И вдруг радостный крик Виктора Бондарева:
- Ура! Транспорт накрылся!
Я оглядываюсь назад: над транспортом огромная шапка взрыва. Она медленно расползается, совершенно закрывая корабль.
Бондарев сообщает:
- «Худые» бросили нас, кинулись к каравану.
Ясное дело, теперь им не до нас. Говорю Уткину:
- Надо пройти над караваном, зафиксировать результат.
- Пошли, - отвечает Уткин.
Проходим прямо над транспортом, он, окутанный дымом, лежит на боку, вот-вот погрузится в морскую пучину. Фотографирую. Маленькие «охотники» мечутся вокруг, оставляя позади белые буруны, видимо, спасают тонущих. Не видно и истребителей в воздухе. Наверное, погнались за торпедоносцами.

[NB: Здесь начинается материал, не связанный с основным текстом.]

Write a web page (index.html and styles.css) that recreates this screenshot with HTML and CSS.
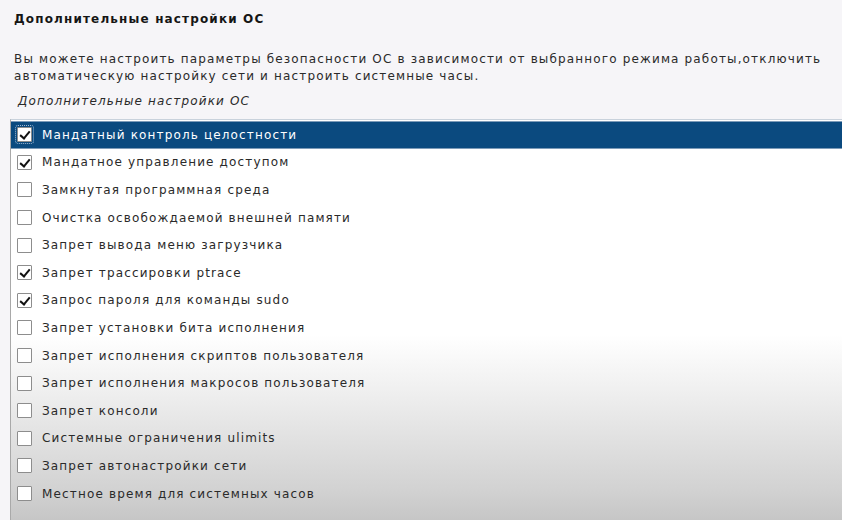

Уходим в море подальше, обходим мыс Херсонес. Теперь курс - на аэродром. [179]
Торпедоносцы радируют: задание выполнено, возвращаемся без потерь.
Все хорошо. Миня улыбается. Таким веселым в воздухе я его еще не видел. И погода - чудо! Уже виден гористый берег. Скоро аэродром.
И вдруг Миня говорит:
- Салютнуть бы!
- Что-что? - не понял я.
- Салютнуть бы, - повторяет Уткин.
Когда после успешного воздушного боя возвращаются «домой» истребители, они проходят низко над аэродромом, потом делают крутую «горку» и дают длинную пулеметную очередь, иногда - несколько, в зависимости от того, сколько сбили вражеских самолетов. Так сказать, рапортуют о победе. Торпедоносцы и бомбардировщики тоже начали салютовать, особенно после удачных ударов по кораблям в море. Каждый потопленный вражеский транспорт - салют! Разведчики же такой привилегии не имели. И в самом деле: о чем салютовать разведчику? Об удачной фоторазведке порта? Об обнаруженных на переходе кораблях? Но обнаружить - это еще не значит уничтожить. В общем, неброская у разведчиков работа. Потому о салютах среди них даже разговоров не возникало. И вот Миня заявляет: «Салютнуть бы».